Top of the agenda in 2013 and beyond will be evidencing the progress made by industry as a whole and individual businesses. Greatest progress will be made when commercial and sustainability objectives align (e.g. reducing energy usage and cost reduction).
Governance and regulation
Here, the greatest emphasis will be directed at creating a legislative framework that works in the interest of consumers and encourages positive dietary changes, particularly in regions of the world where governments prioritise public health issues (e.g. dealing with rising obesity levels).
Expect continued scrutiny of the use of salt, fat and sugar, as well as how ‘healthy’ foods are marketed. For example, 14 December 2012 heralded the enforcement of the much-anticipated EFSA article 13.1 health claims. Reviews of the PARNUTs framework in Europe and nutrition facts labelling in the USA can also be expected in 2013.
Innovation and consumers
The business environment looks pretty tough but let’s not get too downbeat. There’s plenty of opportunity too, especially for companies that are prepared to innovate. One of the biggest innovation areas to (continue to) focus on in 2013 will be health and wellness. As health and wellness encompasses so many different platforms, we have identified the stand-out ones for 2013.
Natural trend beds in
The march to all things natural is likely to persist for some time to come as consumers increasingly buy into the perceived healthiness of the additive-free/natural proposition. Leatherhead believes that manufacturers will continue to adopt a natural/clean label policy wherever beneficial.
The future of functional foods
There will be considerable interest in how the European functional food market performs in the wake of the enforcement of EFSA’s article 13.1 general health claims. Leatherhead feels that the legal enforcement of health claims will have little impact and that the market will continue to grow.
However, our research shows that consumers want to see proof, verified by independent science, that the product lives up to its promise. Achieving this is more likely to be critical to continued market growth.
‘Free From’ to build on success
‘Free From’ was the success story of 2012, and we expect the unbounded growth of ‘Free From’ foods to continue into 2013. Expect more activity from big brands wanting a piece of the action and, dare we say it, moving products off the ‘Free From’ aisle and putting them next to category competitors.
Salt, fat and sugar: pushing technological boundaries
Interest will not wane in the effort to reduce salt, fat and sugar.

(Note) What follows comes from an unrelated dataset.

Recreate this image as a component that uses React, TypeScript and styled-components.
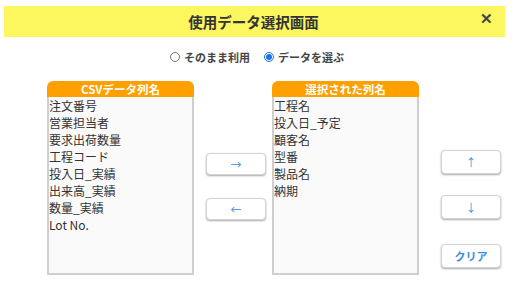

Incremental reduction will continue and compliment breakthrough technologies and processes to achieve step-change reductions.
Ageing population opportunities build
As the average age of the global population rises, manufacturers are looking for ways to more accurately satisfy the specific needs and wants of ‘older consumers’. One of the key opportunity areas is to develop products that help to ameliorate escalating health concerns. But health is not the only focus, so too is packaging adaptation and segmented communications that appeal but don’t patronise.
Leatherhead also thinks the time is right to redefine age; for the most part ‘older consumers’ are defined as 55 and above but are then assumed to have the same needs and wants as those aged 75 and upwards – even though that clearly is not the case.
No compromise on ethics
Leatherhead research shows that throughout the global economic downturn, sales of Fairtrade foods have continued to rise and more and more kite marks are used to designate higher welfare standards, provenance, bio-diversity etc. This proves that, even though money is tight, consumers have not and will not compromise on ethical issues important to them.
Ingredients take centre stage
Additives and ingredients now have considerable recognition and importance to consumers. The presence of certain ingredients can transform the value proposition of the product, if the consumer perceives it, to deliver tangible benefits. It can equally damage the value proposition if a product contains an ingredient(s) they do not want to see.
Leatherhead believes that how consumers perceive certain ingredients will have even greater influence on overall liking of the product than ever before and ingredients will take more of a centre stage.